Oppure non ti fidi affatto, perché lo sai già che il tempo è un essere infido e ingannevole e allora sotto il giubbotto metti anche un maglione. 
Giusto per stare sul sicuro. Per non farti prendere alla sprovvista.

Ed ecco che le strade assumono quell'aria un po' folle di persone vestite d'estate ed altre che sembrano pronte alla traversata della Siberia. 
Tutte insieme, una accanto all'altra. 

Ma l'unica cosa veramente certa è che, in un momento qualsiasi della giornata, chi è vestito d'inverno patirà il caldo e chi indossa una magliettina avrà un freddo bestiale. 

Proprio così sono i primi tempi da genitore: 
una giornata d'Aprile in cui spunta il sole dopo tanto freddo e pioggia. 
La città colorata di gente vestita nei modi più estremi.
Una pioggia improvvisa e tu hai la canottiera. 
40 gradi l'istante successivo e tu hai il maglione infeltrito. 

E questo, visto da fuori, fa sorridere. 
Perché tutti quei colori sono disorientanti, ma belli. 
Perché tutti, ad un certo punto, si sentiranno inadeguati. 
Ma durante la pioggia qualcuno sorriderà dentro il cappotto. 
E, accarezzato dal calore improvviso, qualcun altro guarderà soddisfatto la propria canottiera.
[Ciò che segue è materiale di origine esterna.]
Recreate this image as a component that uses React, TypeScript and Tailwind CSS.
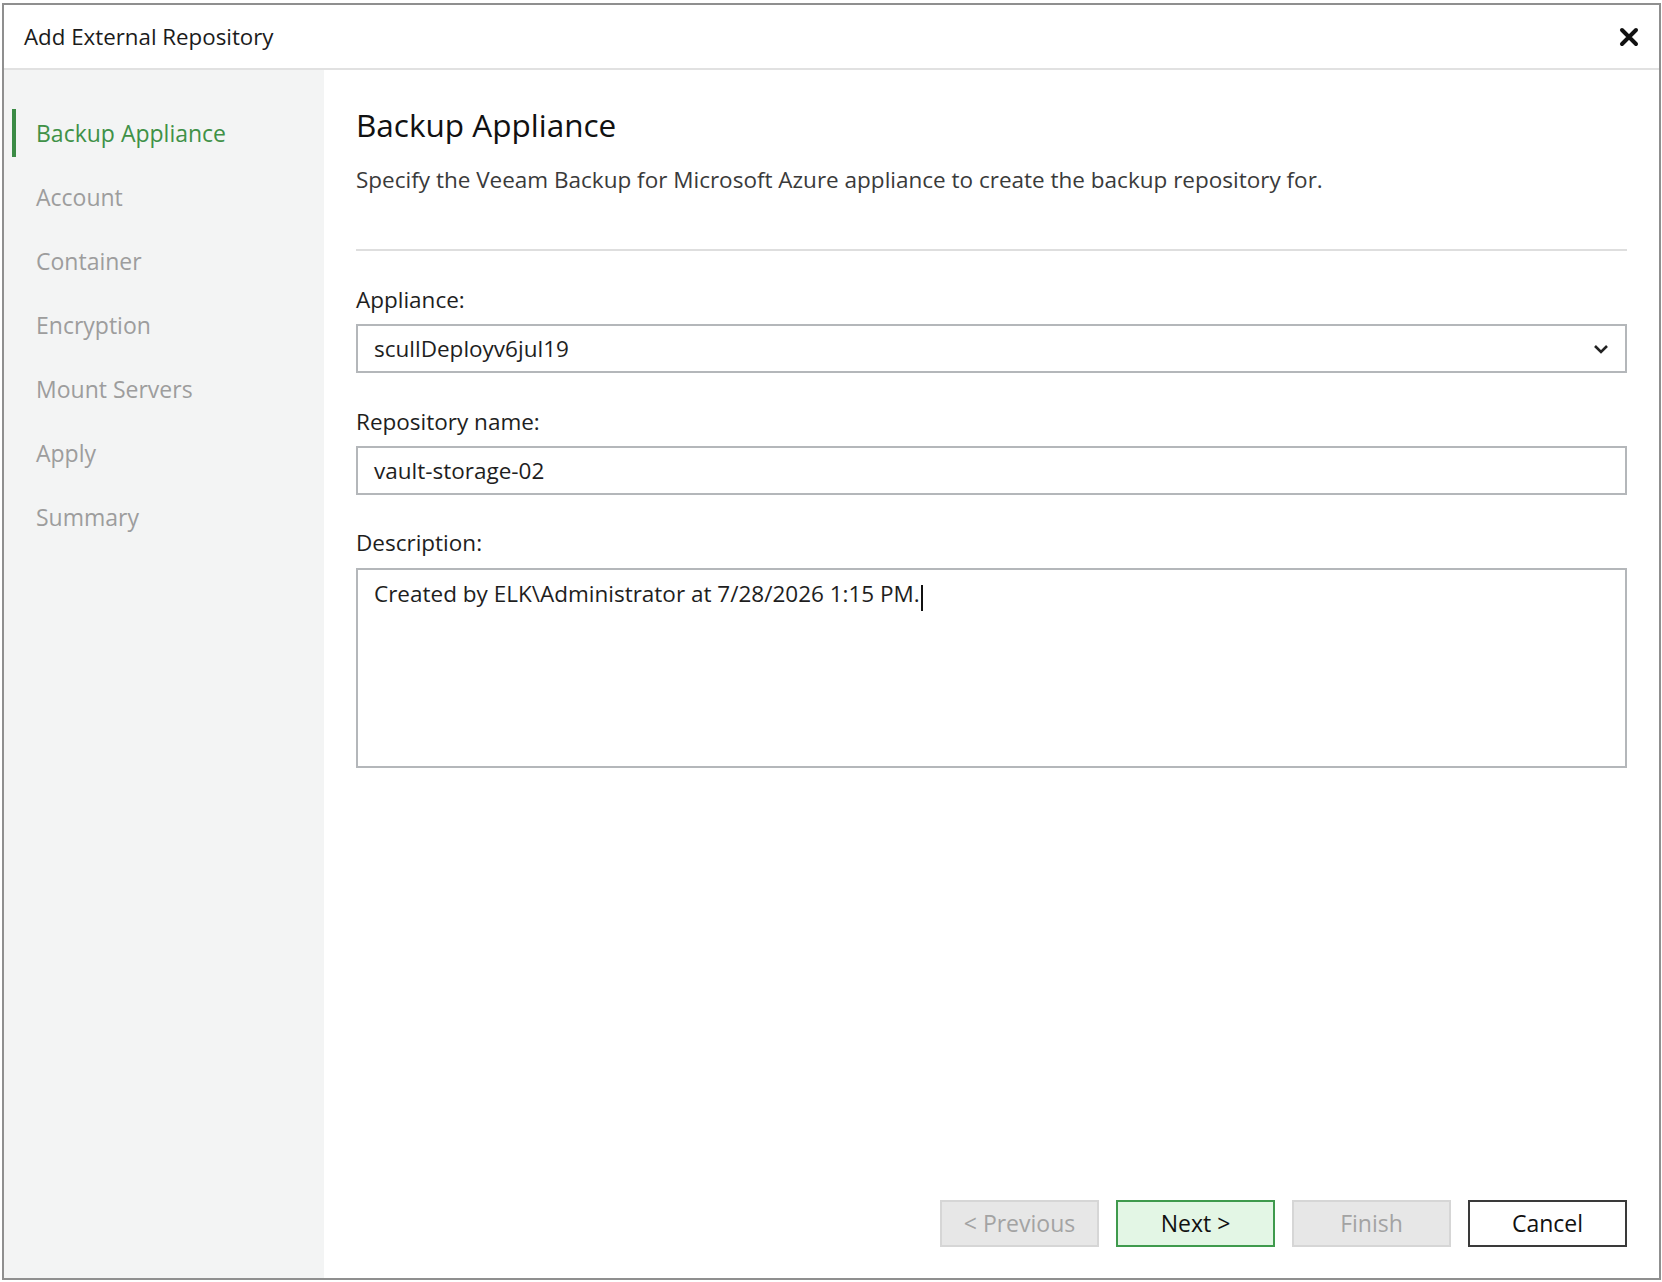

Infine, presto o tardi, capirai che la cosa migliore è vestirsi a cipolla.

La cosa migliore è sempre vestirsi a cipolla.
Forse per questo ci si ritrova, a volte inaspettatamente, con le lacrime agli occhi. (Ok, pessima battuta. Pessima.)

Così, capiterà che con addosso magliettina e magliettona ti volterai a guardare tuo figlio, in un giorno di pioggia in cui la nostalgia del sole comincia davvero a farsi insopportabile. 

E lo troverai con un costume da bagno in testa e gli occhi orgogliosi infilati dentro i tuoi.

E capirai che la tua estate è già lì, proprio accanto a te.